*GOAL OF THE EXERCISE:*
Transcribe every entry word for word, leaving out all images.

Source records

-- Start --

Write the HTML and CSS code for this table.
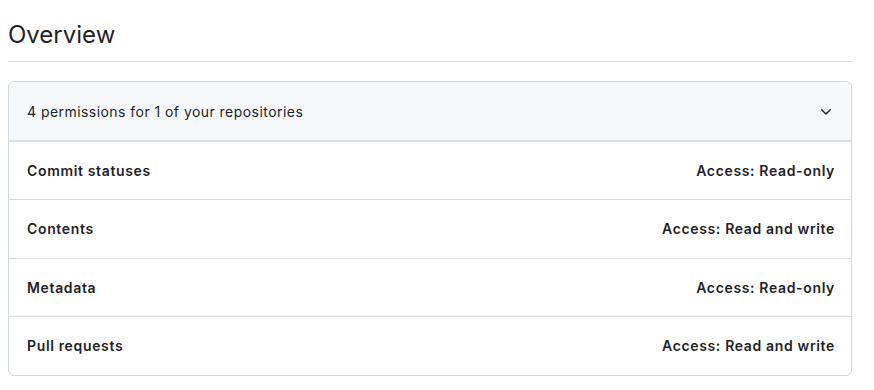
FILE: index.html
```html
<!DOCTYPE html>
<html lang="en">
<head>
    <meta charset="UTF-8">
    <meta name="viewport" content="width=device-width, initial-scale=1.0">
    <title>Overview</title>
    <link rel="stylesheet" href="styles.css">
</head>
<body>
    <div class="page">
        <h2 class="section-title">Overview</h2>

        <div class="perm-box">
            <div class="perm-header">
                <span>4 permissions for 1 of your repositories</span>
                <svg class="chevron" width="16" height="16" viewBox="0 0 16 16" aria-hidden="true">
                    <path d="M12.78 5.22a.749.749 0 0 1 0 1.06l-4.25 4.25a.749.749 0 0 1-1.06 0L3.22 6.28a.749.749 0 1 1 1.06-1.06L8 8.939l3.72-3.719a.749.749 0 0 1 1.06 0Z"></path>
                </svg>
            </div>
            <div class="perm-row">
                <span>Commit statuses</span>
                <span>Access: Read-only</span>
            </div>
            <div class="perm-row">
                <span>Contents</span>
                <span>Access: Read and write</span>
            </div>
            <div class="perm-row">
                <span>Metadata</span>
                <span>Access: Read-only</span>
            </div>
            <div class="perm-row">
                <span>Pull requests</span>
                <span>Access: Read and write</span>
            </div>
        </div>
    </div>
</body>
</html>
```

FILE: styles.css
```css
body {
    margin: 0;
    font-family: Inter, "Liberation Sans", Arial, sans-serif;
    color: #1f2328;
    background-color: #ffffff;
}
.page {
    padding: 17px 22px 0 8px;
}
.section-title {
    margin: 0 0 19px;
    padding-bottom: 8px;
    font-size: 24px;
    font-weight: 400;
    line-height: 36px;
    border-bottom: 1px solid #d8dee4;
}
.perm-box {
    border: 1px solid #d0d7de;
    border-radius: 6px;
    overflow: hidden;
}
.perm-header {
    display: flex;
    justify-content: space-between;
    align-items: center;
    padding: 19px 17px 18px 18px;
    background-color: #f6f8fa;
    border-bottom: 2px solid #d8dee4;
    font-size: 14px;
    line-height: 21px;
    letter-spacing: 0.45px;
}
.chevron {
    fill: #1f2328;
}
.perm-row {
    display: flex;
    justify-content: space-between;
    align-items: center;
    padding: 18px 16px 18px 18px;
    font-size: 14px;
    font-weight: 600;
    line-height: 21px;
    letter-spacing: 0.65px;
    border-bottom: 1px solid #d8dee4;
}
/* every second row is a pixel taller */
.perm-row:nth-child(odd) {
    padding-bottom: 19px;
}
.perm-row:last-child {
    border-bottom: none;
}
```
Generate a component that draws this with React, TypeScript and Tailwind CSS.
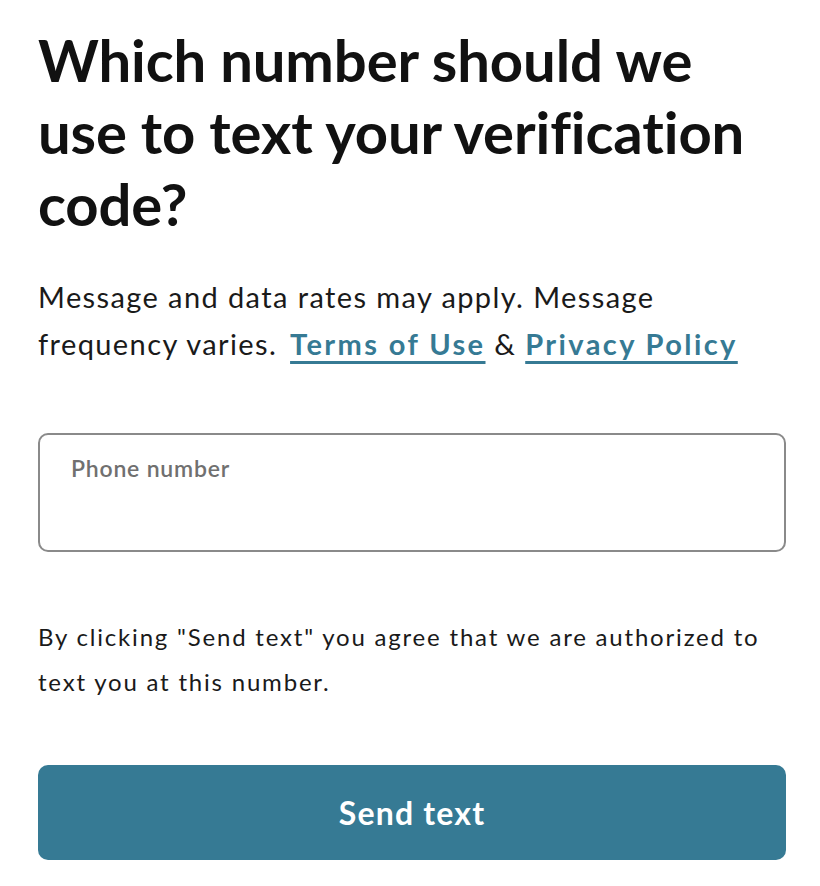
export default function App() {
  return (
    <div className="min-h-[886px] w-[820px] bg-white pl-[38px] pr-[34px] pt-[24px] font-['Lato',sans-serif] text-[#111]">
      <h1 className="text-[58px] font-bold leading-[72px] tracking-[-0.1px]">
        Which number should we use to text your verification code?
      </h1>
      <p className="mt-[33px] text-[29px] leading-[47px] tracking-[1.4px] text-[#1a1a1a]">
        Message and data rates may apply. Message frequency varies.{" "}
        <a href="#" className="ml-[4px] font-bold tracking-[2.4px] text-[#367a94] underline decoration-[3px] underline-offset-[6px]">
          Terms of Use
        </a>{" "}
        &amp;{" "}
        <a href="#" className="font-bold tracking-[2.4px] text-[#367a94] underline decoration-[3px] underline-offset-[6px]">
          Privacy Policy
        </a>
      </p>
      <label className="mt-[66px] block h-[119px] rounded-[10px] border-2 border-[#8a8a8a] px-[31px] pt-[16px]">
        <span className="block text-[23px] font-semibold tracking-[0.8px] text-[#707070]">Phone number</span>
        <input className="w-full bg-transparent text-[24px] outline-none" type="tel" />
      </label>
      <p className="mt-[62px] text-[24px] leading-[45px] tracking-[1.8px] text-[#1a1a1a]">
        By clicking "Send text" you agree that we are authorized to text you at this number.
      </p>
      <button className="mt-[61px] flex h-[95px] w-full items-center justify-center rounded-[10px] bg-[#367a94] text-[32px] font-bold tracking-[1.2px] text-white">
        Send text
      </button>
    </div>
  );
}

-- End --

*TASK RESULT:*
Write the HTML and CSS code for this table.
FILE: index.html
```html
<!DOCTYPE html>
<html lang="en">
<head>
    <meta charset="UTF-8">
    <meta name="viewport" content="width=device-width, initial-scale=1.0">
    <title>Overview</title>
    <link rel="stylesheet" href="styles.css">
</head>
<body>
    <div class="page">
        <h2 class="section-title">Overview</h2>

        <div class="perm-box">
            <div class="perm-header">
                <span>4 permissions for 1 of your repositories</span>
                <svg class="chevron" width="16" height="16" viewBox="0 0 16 16" aria-hidden="true">
                    <path d="M12.78 5.22a.749.749 0 0 1 0 1.06l-4.25 4.25a.749.749 0 0 1-1.06 0L3.22 6.28a.749.749 0 1 1 1.06-1.06L8 8.939l3.72-3.719a.749.749 0 0 1 1.06 0Z"></path>
                </svg>
            </div>
            <div class="perm-row">
                <span>Commit statuses</span>
                <span>Access: Read-only</span>
            </div>
            <div class="perm-row">
                <span>Contents</span>
                <span>Access: Read and write</span>
            </div>
            <div class="perm-row">
                <span>Metadata</span>
                <span>Access: Read-only</span>
            </div>
            <div class="perm-row">
                <span>Pull requests</span>
                <span>Access: Read and write</span>
            </div>
        </div>
    </div>
</body>
</html>
```

FILE: styles.css
```css
body {
    margin: 0;
    font-family: Inter, "Liberation Sans", Arial, sans-serif;
    color: #1f2328;
    background-color: #ffffff;
}
.page {
    padding: 17px 22px 0 8px;
}
.section-title {
    margin: 0 0 19px;
    padding-bottom: 8px;
    font-size: 24px;
    font-weight: 400;
    line-height: 36px;
    border-bottom: 1px solid #d8dee4;
}
.perm-box {
    border: 1px solid #d0d7de;
    border-radius: 6px;
    overflow: hidden;
}
.perm-header {
    display: flex;
    justify-content: space-between;
    align-items: center;
    padding: 19px 17px 18px 18px;
    background-color: #f6f8fa;
    border-bottom: 2px solid #d8dee4;
    font-size: 14px;
    line-height: 21px;
    letter-spacing: 0.45px;
}
.chevron {
    fill: #1f2328;
}
.perm-row {
    display: flex;
    justify-content: space-between;
    align-items: center;
    padding: 18px 16px 18px 18px;
    font-size: 14px;
    font-weight: 600;
    line-height: 21px;
    letter-spacing: 0.65px;
    border-bottom: 1px solid #d8dee4;
}
/* every second row is a pixel taller */
.perm-row:nth-child(odd) {
    padding-bottom: 19px;
}
.perm-row:last-child {
    border-bottom: none;
}
```
Generate a component that draws this with React, TypeScript and Tailwind CSS.
export default function App() {
  return (
    <div className="min-h-[886px] w-[820px] bg-white pl-[38px] pr-[34px] pt-[24px] font-['Lato',sans-serif] text-[#111]">
      <h1 className="text-[58px] font-bold leading-[72px] tracking-[-0.1px]">
        Which number should we use to text your verification code?
      </h1>
      <p className="mt-[33px] text-[29px] leading-[47px] tracking-[1.4px] text-[#1a1a1a]">
        Message and data rates may apply. Message frequency varies.{" "}
        <a href="#" className="ml-[4px] font-bold tracking-[2.4px] text-[#367a94] underline decoration-[3px] underline-offset-[6px]">
          Terms of Use
        </a>{" "}
        &amp;{" "}
        <a href="#" className="font-bold tracking-[2.4px] text-[#367a94] underline decoration-[3px] underline-offset-[6px]">
          Privacy Policy
        </a>
      </p>
      <label className="mt-[66px] block h-[119px] rounded-[10px] border-2 border-[#8a8a8a] px-[31px] pt-[16px]">
        <span className="block text-[23px] font-semibold tracking-[0.8px] text-[#707070]">Phone number</span>
        <input className="w-full bg-transparent text-[24px] outline-none" type="tel" />
      </label>
      <p className="mt-[62px] text-[24px] leading-[45px] tracking-[1.8px] text-[#1a1a1a]">
        By clicking "Send text" you agree that we are authorized to text you at this number.
      </p>
      <button className="mt-[61px] flex h-[95px] w-full items-center justify-center rounded-[10px] bg-[#367a94] text-[32px] font-bold tracking-[1.2px] text-white">
        Send text
      </button>
    </div>
  );
}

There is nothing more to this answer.